╭─ DATA PROVIDED

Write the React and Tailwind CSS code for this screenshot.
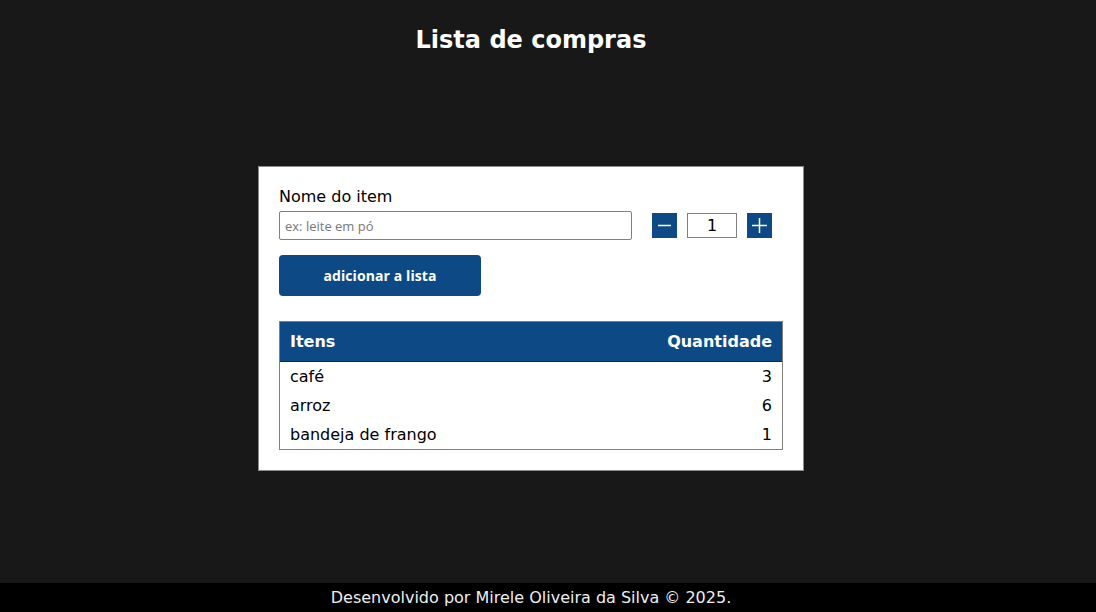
export default function App() {
  const items = [
    ["café", 3],
    ["arroz", 6],
    ["bandeja de frango", 1],
  ];
  return (
    <div
      className="w-[1096px] h-[612px] bg-[#181818] flex flex-col overflow-hidden"
      style={{ fontFamily: '"DejaVu Sans", sans-serif' }}
    >
      <div className="w-[1062px] flex-1 flex flex-col items-center">
        <h1 className="mt-[23px] text-[24px] leading-[34px] font-bold text-white">Lista de compras</h1>
        <div className="mt-[109px] w-[546px] bg-white border border-[#8a8a8a] px-[20px] pt-[19px] pb-[20px]">
          <label className="block text-[16px] leading-[22px] text-black">Nome do item</label>
          <div className="mt-[3px] flex items-center">
            <input
              className="w-[353px] h-[29px] border border-[#808080] rounded-[2px] px-[5px] text-[13px] outline-none placeholder:text-[#777]"
              style={{ fontFamily: '"Open Sans", sans-serif' }}
              placeholder="ex: leite em pó"
            />
            <button className="ml-[20px] w-[25px] h-[25px] bg-[#0d4a85] flex items-center justify-center">
              <svg width="13" height="13" viewBox="0 0 13 13"><path d="M0 6.5H13" stroke="white" strokeWidth="1.5" /></svg>
            </button>
            <div className="ml-[10px] w-[50px] h-[25px] border border-[#808080] flex items-center justify-center text-[16px] text-black">1</div>
            <button className="ml-[10px] w-[25px] h-[25px] bg-[#0d4a85] flex items-center justify-center">
              <svg width="15" height="15" viewBox="0 0 15 15"><path d="M0 7.5H15M7.5 0V15" stroke="white" strokeWidth="1.5" /></svg>
            </button>
          </div>
          <button
            className="mt-[15px] w-[202px] h-[41px] rounded-[4px] bg-[#0d4a85] text-white font-bold text-[14px] tracking-[0.1px]"
            style={{ fontFamily: '"Open Sans", sans-serif' }}
          >
            adicionar a lista
          </button>
          <div className="mt-[25px] w-[504px] border border-[#808080]">
            <div className="h-[40px] bg-[#0d4a85] border-b border-[#0a2a4a] flex items-center justify-between px-[10px] text-white font-bold text-[16px]">
              <span>Itens</span>
              <span>Quantidade</span>
            </div>
            {items.map(([n, q]) => (
              <div key={n} className="h-[29px] flex items-center justify-between px-[10px] text-[16px] text-black">
                <span>{n}</span>
                <span>{q}</span>
              </div>
            ))}
          </div>
        </div>
      </div>
      <footer className="h-[29px] bg-black flex items-center">
        <div className="w-[1062px] text-center text-[16px] text-[#eee]">Desenvolvido por Mirele Oliveira da Silva © 2025.</div>
      </footer>
    </div>
  );
}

╰─

== WHAT YOU HAVE TO DO ==
Every line of the data above should be quoted exactly. Omit the pictures.

== OUTPUT FOR THIS TASK ==
Write the React and Tailwind CSS code for this screenshot.
export default function App() {
  const items = [
    ["café", 3],
    ["arroz", 6],
    ["bandeja de frango", 1],
  ];
  return (
    <div
      className="w-[1096px] h-[612px] bg-[#181818] flex flex-col overflow-hidden"
      style={{ fontFamily: '"DejaVu Sans", sans-serif' }}
    >
      <div className="w-[1062px] flex-1 flex flex-col items-center">
        <h1 className="mt-[23px] text-[24px] leading-[34px] font-bold text-white">Lista de compras</h1>
        <div className="mt-[109px] w-[546px] bg-white border border-[#8a8a8a] px-[20px] pt-[19px] pb-[20px]">
          <label className="block text-[16px] leading-[22px] text-black">Nome do item</label>
          <div className="mt-[3px] flex items-center">
            <input
              className="w-[353px] h-[29px] border border-[#808080] rounded-[2px] px-[5px] text-[13px] outline-none placeholder:text-[#777]"
              style={{ fontFamily: '"Open Sans", sans-serif' }}
              placeholder="ex: leite em pó"
            />
            <button className="ml-[20px] w-[25px] h-[25px] bg-[#0d4a85] flex items-center justify-center">
              <svg width="13" height="13" viewBox="0 0 13 13"><path d="M0 6.5H13" stroke="white" strokeWidth="1.5" /></svg>
            </button>
            <div className="ml-[10px] w-[50px] h-[25px] border border-[#808080] flex items-center justify-center text-[16px] text-black">1</div>
            <button className="ml-[10px] w-[25px] h-[25px] bg-[#0d4a85] flex items-center justify-center">
              <svg width="15" height="15" viewBox="0 0 15 15"><path d="M0 7.5H15M7.5 0V15" stroke="white" strokeWidth="1.5" /></svg>
            </button>
          </div>
          <button
            className="mt-[15px] w-[202px] h-[41px] rounded-[4px] bg-[#0d4a85] text-white font-bold text-[14px] tracking-[0.1px]"
            style={{ fontFamily: '"Open Sans", sans-serif' }}
          >
            adicionar a lista
          </button>
          <div className="mt-[25px] w-[504px] border border-[#808080]">
            <div className="h-[40px] bg-[#0d4a85] border-b border-[#0a2a4a] flex items-center justify-between px-[10px] text-white font-bold text-[16px]">
              <span>Itens</span>
              <span>Quantidade</span>
            </div>
            {items.map(([n, q]) => (
              <div key={n} className="h-[29px] flex items-center justify-between px-[10px] text-[16px] text-black">
                <span>{n}</span>
                <span>{q}</span>
              </div>
            ))}
          </div>
        </div>
      </div>
      <footer className="h-[29px] bg-black flex items-center">
        <div className="w-[1062px] text-center text-[16px] text-[#eee]">Desenvolvido por Mirele Oliveira da Silva © 2025.</div>
      </footer>
    </div>
  );
}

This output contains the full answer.